Cooks' farewell fits to a 'Big T'

Posted: Sunday, May 15, 2005

 

  John and Suzie Cook are saying goodbye to the Tustumena Lodge in Kasilof after 16 years of ownership. Photo by Joseph Robertia

John and Suzie Cook are saying goodbye to the Tustumena Lodge in Kasilof after 16 years of ownership.

Photo by Joseph Robertia

John and Suzie Cook, owners of the Tustumena Lodge in Kasilof for the last 16 years, are hoping today will be a day for patrons to cheer rather than cry in their beers as they celebrate the final days of their ownership.

"It's gonna be hard to say goodbye. This place has been our life for 16 years," Suzie Cook said.

The lodge, known as the "Big T" to Kasilof residents, started out humbly as a tiny tar-paper covered bar, but has grown substantially over the years. It expanded with construction additions to allow for more seating in the dining area, a stage for local entertainers to perform and an outdoor patio for people to partake in horseshoes and volleyball.

It is now not only a hub of summer activity in a town so tiny you can count the major business on one hand, but a place where everything from baby showers to wakes have been held. It is also steeped in history and tradition.

The Big T is one of the few, if not only, business in Alaska that can boast being in the Guinness Book of World Records. It has the world's largest hat collection. It would be impossible not to notice the lids — 27,264 presently and more being added regularly — hanging from ceilings, walls and everywhere else there's room inside.

"The new owner bought the hats. The bar and property just came with them," John Cook said.

In winter, the Big T serves as the official starting and finishing point for the Tustumena 200 Sled Dog Race and the permanent home of the champion's trophy. The 22-year-old race is not only billed as the toughest 200-mile race in the state but also one that draws Iditarod and Yukon Quest champions, as well as mushers from the Lower 48 and as far away as Switzerland, Germany, Japan and Spain.

The Big T is known among "meat and potato" types as one of the best places around to get a good bite to eat and features prime rib nights twice a week, which draws people from near and far for the cut of beef, baked potato, green beans and hot rolls.

"We're already doing over 100 dinners a night on Monday and Friday," said Suzie Cook on Friday, but she'll be the first to attest to the fact that in just another month — when the tourists arrive in full force — 100 dinners will be a slow night.

The cocktail lounge within the Big T is a place where a lot of bull gets shot nightly by the regulars, yet is still friendly and welcoming to newcomers because of house rules like "take a swing inside the bar, and get banned from it for life."

"We've always tried to keep a community atmosphere where people can feel good about bringing their family and friends, tourists can feel safe and slope workers' wives can come by for a drink without worrying about people hitting on them or bothering 'em while their husbands are away," John Cook said.

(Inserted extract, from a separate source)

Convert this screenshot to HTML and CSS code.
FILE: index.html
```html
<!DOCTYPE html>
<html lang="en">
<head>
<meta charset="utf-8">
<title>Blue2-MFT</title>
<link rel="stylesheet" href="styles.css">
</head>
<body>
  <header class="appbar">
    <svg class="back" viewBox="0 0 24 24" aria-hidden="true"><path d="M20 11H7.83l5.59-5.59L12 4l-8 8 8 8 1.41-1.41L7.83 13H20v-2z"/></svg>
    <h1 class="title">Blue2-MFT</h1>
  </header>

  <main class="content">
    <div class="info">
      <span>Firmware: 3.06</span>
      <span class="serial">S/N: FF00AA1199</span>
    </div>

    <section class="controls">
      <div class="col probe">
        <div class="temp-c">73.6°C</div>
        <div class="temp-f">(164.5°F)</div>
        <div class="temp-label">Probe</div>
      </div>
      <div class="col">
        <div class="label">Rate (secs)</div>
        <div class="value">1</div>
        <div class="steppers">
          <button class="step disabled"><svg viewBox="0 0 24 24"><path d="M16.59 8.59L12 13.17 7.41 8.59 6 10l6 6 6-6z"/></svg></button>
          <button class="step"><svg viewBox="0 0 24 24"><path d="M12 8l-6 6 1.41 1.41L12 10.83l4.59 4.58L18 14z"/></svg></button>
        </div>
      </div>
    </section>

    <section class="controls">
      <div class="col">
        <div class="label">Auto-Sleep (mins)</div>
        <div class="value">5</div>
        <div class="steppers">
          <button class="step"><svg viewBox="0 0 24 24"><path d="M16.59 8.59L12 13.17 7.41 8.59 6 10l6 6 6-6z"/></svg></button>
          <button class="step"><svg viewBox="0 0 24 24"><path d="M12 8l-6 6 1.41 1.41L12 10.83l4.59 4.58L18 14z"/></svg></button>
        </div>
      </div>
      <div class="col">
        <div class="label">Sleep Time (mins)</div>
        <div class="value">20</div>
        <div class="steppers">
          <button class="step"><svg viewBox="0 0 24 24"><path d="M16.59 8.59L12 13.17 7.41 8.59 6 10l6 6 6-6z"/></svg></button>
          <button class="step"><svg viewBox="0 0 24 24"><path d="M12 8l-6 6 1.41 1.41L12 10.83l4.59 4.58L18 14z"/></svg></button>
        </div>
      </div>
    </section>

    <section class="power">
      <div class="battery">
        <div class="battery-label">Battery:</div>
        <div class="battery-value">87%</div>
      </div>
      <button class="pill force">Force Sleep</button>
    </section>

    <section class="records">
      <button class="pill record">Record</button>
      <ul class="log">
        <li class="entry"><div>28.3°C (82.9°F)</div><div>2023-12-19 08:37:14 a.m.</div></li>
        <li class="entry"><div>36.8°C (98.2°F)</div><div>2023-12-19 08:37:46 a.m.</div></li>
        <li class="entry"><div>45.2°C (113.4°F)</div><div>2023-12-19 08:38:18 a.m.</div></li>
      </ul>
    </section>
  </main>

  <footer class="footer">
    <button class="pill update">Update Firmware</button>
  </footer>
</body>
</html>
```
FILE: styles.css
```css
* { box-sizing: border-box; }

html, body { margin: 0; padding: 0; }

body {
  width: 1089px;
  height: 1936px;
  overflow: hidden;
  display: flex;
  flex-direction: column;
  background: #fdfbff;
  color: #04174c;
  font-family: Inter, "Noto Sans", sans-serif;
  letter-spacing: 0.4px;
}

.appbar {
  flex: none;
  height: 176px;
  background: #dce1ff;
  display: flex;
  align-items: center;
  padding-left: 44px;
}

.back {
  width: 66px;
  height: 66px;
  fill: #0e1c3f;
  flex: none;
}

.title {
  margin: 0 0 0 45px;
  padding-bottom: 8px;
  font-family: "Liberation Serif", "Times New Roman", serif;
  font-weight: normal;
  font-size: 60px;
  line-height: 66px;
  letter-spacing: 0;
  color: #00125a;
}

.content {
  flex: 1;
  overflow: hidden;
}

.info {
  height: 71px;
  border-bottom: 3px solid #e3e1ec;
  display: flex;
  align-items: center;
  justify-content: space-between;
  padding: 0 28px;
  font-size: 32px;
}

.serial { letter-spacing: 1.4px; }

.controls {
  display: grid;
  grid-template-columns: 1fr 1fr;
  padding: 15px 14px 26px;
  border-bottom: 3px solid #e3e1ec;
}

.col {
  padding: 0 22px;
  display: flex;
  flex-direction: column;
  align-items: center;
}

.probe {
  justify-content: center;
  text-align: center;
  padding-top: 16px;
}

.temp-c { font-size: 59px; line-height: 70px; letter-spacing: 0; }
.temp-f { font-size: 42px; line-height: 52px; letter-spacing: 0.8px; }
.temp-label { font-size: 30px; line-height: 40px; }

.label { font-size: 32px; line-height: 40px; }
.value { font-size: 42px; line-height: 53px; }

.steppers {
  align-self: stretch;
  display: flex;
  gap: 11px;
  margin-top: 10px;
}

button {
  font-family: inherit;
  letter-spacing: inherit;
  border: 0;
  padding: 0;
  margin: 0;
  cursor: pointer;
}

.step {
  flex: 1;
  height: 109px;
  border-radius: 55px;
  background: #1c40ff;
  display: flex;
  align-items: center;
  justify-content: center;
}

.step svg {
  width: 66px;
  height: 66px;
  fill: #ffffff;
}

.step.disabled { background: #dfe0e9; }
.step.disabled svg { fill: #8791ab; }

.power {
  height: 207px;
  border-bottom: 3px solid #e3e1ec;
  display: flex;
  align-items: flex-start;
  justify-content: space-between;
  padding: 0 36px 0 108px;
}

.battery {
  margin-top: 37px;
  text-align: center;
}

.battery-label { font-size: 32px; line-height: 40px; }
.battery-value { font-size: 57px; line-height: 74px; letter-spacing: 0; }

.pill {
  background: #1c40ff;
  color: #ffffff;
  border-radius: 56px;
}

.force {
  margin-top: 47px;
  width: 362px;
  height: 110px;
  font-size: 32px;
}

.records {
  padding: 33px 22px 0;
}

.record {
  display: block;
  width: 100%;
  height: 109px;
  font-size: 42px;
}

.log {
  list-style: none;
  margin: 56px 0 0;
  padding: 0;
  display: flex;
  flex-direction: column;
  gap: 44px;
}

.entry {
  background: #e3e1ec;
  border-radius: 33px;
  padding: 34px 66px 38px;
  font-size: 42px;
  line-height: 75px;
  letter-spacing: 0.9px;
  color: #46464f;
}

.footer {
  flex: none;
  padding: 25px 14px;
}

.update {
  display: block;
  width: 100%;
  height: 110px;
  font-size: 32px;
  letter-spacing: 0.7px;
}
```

So why, then, with so many positive attributes to the place, do the Cooks want to sell after owning the lodge and bar for 16 years?

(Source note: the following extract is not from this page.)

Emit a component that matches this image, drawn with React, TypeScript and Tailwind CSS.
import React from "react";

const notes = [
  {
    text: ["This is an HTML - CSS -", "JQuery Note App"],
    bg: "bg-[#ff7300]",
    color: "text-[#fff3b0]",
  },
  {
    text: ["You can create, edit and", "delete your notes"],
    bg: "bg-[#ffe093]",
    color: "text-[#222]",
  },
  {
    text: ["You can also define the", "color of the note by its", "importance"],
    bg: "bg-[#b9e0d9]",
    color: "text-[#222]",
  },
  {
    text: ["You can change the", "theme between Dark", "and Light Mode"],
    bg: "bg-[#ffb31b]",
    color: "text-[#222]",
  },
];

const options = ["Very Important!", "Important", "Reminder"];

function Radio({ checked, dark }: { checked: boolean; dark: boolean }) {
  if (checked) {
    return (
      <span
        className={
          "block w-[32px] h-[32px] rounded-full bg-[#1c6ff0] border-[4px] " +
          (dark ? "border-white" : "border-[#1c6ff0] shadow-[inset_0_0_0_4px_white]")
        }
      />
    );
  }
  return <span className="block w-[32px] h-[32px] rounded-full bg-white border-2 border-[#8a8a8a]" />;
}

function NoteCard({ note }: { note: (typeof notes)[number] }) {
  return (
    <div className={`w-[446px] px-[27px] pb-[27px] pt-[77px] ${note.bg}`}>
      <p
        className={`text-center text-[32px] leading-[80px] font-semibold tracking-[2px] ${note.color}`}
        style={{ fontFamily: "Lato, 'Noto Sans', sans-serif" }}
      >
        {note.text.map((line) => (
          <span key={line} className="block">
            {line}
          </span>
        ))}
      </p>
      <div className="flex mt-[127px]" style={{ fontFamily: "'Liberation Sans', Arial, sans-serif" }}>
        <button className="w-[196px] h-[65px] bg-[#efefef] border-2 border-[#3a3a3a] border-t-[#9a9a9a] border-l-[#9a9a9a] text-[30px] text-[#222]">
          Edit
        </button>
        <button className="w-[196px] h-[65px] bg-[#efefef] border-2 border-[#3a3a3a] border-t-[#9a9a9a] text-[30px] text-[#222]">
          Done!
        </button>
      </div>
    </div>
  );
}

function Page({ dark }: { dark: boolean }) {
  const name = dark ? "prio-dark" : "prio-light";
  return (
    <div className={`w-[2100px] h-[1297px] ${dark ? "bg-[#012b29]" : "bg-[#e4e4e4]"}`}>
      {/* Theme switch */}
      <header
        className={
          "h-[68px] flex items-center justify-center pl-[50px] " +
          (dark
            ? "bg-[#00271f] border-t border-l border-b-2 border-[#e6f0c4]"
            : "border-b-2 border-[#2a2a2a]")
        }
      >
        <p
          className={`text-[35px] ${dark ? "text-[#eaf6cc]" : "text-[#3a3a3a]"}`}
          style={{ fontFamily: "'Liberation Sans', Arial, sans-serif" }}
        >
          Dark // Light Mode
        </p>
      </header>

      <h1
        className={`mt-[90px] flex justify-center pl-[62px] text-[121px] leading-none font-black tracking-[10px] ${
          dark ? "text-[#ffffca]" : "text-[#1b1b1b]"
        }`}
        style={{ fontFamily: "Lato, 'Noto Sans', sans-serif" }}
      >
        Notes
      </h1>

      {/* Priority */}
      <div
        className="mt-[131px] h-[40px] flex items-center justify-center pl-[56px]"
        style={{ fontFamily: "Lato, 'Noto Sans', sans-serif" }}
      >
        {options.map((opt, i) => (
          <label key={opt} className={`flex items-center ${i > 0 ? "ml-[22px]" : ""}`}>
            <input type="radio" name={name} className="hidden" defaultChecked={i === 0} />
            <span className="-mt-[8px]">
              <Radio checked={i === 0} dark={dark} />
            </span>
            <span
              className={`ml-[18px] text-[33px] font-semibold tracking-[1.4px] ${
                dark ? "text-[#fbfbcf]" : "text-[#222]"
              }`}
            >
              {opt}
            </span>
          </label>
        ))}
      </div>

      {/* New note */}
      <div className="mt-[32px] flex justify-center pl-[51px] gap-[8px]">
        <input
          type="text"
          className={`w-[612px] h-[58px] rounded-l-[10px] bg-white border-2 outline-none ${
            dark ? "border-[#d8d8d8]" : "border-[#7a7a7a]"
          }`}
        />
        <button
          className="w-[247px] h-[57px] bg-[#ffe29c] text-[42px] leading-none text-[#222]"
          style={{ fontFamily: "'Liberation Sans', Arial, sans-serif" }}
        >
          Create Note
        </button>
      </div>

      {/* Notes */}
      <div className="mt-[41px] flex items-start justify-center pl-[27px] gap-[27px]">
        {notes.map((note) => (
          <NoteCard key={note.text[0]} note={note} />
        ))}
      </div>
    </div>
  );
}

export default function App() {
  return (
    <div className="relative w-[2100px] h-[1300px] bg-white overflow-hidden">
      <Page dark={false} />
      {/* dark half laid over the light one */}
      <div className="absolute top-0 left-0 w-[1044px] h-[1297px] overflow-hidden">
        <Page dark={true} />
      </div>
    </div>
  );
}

"Because we've owned a lodge and bar for 16 years," Suzie Cook joked.

With Suzie at 59 years old and with John being 72, the two are ready to retire and start enjoying life without all the responsibilities, stress and hassles associated with owning their own business. As John likes to put it, "I'm ready to move from this side of the bar to the other side of the bar."

The couple will continue to permanently reside, as they do now, in Funny River but said they are looking forward to using their boats and motor home to pursue more adventure around the state.

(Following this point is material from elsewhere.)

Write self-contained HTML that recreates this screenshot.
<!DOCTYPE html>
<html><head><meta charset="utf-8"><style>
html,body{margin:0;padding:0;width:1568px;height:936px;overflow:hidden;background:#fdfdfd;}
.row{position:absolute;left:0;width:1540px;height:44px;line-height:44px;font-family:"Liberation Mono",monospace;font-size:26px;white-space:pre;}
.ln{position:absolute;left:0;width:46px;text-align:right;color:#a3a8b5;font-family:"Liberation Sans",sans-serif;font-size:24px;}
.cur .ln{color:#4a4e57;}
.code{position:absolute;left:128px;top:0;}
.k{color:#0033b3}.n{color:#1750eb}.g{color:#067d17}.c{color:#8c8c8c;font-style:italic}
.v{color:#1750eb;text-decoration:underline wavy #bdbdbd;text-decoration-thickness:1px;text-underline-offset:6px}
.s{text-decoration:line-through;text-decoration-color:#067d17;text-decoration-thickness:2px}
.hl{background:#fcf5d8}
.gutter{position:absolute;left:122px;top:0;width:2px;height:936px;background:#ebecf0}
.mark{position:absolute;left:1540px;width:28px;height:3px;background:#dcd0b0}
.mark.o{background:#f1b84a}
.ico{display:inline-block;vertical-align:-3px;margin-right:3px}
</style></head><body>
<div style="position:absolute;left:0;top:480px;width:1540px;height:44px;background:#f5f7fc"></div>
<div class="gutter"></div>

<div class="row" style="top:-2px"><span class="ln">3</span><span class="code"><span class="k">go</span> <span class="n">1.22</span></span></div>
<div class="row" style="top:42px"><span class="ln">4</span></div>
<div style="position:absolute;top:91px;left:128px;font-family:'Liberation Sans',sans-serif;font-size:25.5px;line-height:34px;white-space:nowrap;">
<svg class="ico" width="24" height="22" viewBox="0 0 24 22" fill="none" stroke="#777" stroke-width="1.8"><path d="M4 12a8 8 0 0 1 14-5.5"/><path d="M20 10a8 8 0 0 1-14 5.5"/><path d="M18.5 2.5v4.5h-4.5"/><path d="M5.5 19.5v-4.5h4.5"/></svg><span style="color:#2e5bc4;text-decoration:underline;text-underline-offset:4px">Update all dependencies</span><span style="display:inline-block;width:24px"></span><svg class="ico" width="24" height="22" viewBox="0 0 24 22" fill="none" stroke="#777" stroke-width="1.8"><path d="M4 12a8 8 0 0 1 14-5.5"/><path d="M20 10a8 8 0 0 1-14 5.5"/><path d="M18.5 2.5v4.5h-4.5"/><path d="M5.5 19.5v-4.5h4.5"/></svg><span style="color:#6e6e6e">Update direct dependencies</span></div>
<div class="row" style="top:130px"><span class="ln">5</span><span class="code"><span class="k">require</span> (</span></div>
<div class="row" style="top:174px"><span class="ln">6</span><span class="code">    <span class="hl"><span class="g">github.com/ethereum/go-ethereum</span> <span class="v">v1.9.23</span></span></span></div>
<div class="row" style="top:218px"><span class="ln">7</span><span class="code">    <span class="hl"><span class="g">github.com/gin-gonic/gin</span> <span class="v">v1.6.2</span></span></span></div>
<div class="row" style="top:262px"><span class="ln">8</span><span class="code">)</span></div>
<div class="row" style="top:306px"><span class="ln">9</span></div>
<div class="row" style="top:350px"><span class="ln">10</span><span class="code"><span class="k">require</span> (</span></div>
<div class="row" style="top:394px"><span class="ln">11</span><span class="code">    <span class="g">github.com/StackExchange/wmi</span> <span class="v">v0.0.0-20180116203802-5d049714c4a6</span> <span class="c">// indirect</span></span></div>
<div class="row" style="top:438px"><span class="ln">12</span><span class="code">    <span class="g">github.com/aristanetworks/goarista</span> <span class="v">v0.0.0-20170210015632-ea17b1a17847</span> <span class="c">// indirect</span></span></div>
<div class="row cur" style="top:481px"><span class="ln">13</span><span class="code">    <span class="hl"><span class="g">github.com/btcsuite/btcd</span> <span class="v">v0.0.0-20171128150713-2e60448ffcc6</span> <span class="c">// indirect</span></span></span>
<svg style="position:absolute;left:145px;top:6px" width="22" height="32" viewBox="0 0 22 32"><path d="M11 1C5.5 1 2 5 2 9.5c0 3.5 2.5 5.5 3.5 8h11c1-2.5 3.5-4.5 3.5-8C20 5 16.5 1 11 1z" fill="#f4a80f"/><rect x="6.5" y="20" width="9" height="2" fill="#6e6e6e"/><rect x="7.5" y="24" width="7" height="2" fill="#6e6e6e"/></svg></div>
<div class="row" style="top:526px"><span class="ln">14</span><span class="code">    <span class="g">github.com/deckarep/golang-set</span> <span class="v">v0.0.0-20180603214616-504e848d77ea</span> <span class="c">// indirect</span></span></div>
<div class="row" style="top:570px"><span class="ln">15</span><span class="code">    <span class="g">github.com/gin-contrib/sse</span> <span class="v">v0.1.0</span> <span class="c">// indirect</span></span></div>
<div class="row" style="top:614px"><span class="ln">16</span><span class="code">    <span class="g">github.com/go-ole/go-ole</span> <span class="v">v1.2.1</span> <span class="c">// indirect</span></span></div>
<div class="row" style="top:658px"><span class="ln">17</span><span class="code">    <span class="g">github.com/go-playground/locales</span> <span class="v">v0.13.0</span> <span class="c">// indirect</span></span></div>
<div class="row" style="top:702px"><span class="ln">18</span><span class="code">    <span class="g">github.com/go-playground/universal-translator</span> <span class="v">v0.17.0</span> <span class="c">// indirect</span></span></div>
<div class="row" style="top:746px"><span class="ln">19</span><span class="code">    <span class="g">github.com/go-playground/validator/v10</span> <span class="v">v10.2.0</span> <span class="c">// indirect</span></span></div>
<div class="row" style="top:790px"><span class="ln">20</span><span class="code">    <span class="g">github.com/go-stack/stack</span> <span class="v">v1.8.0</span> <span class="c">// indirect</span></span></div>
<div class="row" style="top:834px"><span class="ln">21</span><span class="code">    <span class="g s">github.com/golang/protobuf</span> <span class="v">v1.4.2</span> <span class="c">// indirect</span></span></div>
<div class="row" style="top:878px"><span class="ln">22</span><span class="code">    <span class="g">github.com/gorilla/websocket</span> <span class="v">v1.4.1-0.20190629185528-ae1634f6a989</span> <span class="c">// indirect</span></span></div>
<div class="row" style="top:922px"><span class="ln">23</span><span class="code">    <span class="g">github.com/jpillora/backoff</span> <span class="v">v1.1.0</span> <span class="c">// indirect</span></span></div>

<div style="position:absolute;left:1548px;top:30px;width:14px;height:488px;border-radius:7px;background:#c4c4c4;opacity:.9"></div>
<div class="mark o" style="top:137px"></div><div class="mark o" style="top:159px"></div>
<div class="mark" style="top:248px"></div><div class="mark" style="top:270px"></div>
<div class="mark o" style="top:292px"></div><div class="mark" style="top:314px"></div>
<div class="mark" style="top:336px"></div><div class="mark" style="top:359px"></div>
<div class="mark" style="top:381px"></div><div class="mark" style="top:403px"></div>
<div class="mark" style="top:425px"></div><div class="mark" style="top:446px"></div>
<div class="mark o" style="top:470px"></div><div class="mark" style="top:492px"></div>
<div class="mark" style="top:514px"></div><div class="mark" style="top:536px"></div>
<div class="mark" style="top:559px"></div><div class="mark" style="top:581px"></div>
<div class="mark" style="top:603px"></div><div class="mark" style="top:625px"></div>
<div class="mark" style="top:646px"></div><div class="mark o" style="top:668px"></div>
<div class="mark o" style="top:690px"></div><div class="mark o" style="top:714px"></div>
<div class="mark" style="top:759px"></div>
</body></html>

The Cooks don't intend to go out without one last bash to celebrate their 16 years of good times and memories. Today they'll party from 4 to 9 p.m. and will serve 1,000 free tacos and give out prizes. They've even managed to get a band back together. Men With No Pride — Ray Bacon, brothers Matt and Dave Boyle, George Halder and Mike Morgan — will give a reunion performance.

"It's been 13 years since we've all been together but we all got our start right here next to the bathroom, so it seemed appropriate to play here again one last time," Ray Bacon said.

He added that Men With No Pride used to pack the place so full that the floors would be shaking and it would be standing room only. He said that he was hopeful that today would be the same way. John Cook thinks it will. He said he's expecting between 200 and 300 people.

"I've been bumping into people everywhere I've been going in town, some of them I don't even know, but they all keep saying the same thing, 'See you Sunday'," Cook said on Friday.

Cook said he thought the new owner knew what he was getting into, but if he didn't, "He'll sure know after Sunday."

The new owner, Duane Lafleur who recently became an Alaska resident after moving up from Arizona, said that after two years of research and a year to consummate the deal, he does know what he's getting into.

"It's a unique bar where everybody knows everybody and there's a lot of community involvement. I intend to keep everything the same and just run it like the Cooks ran it, and hopefully I can build on their success," Lafleur said.

He officially takes possession of the Big T on Tuesday.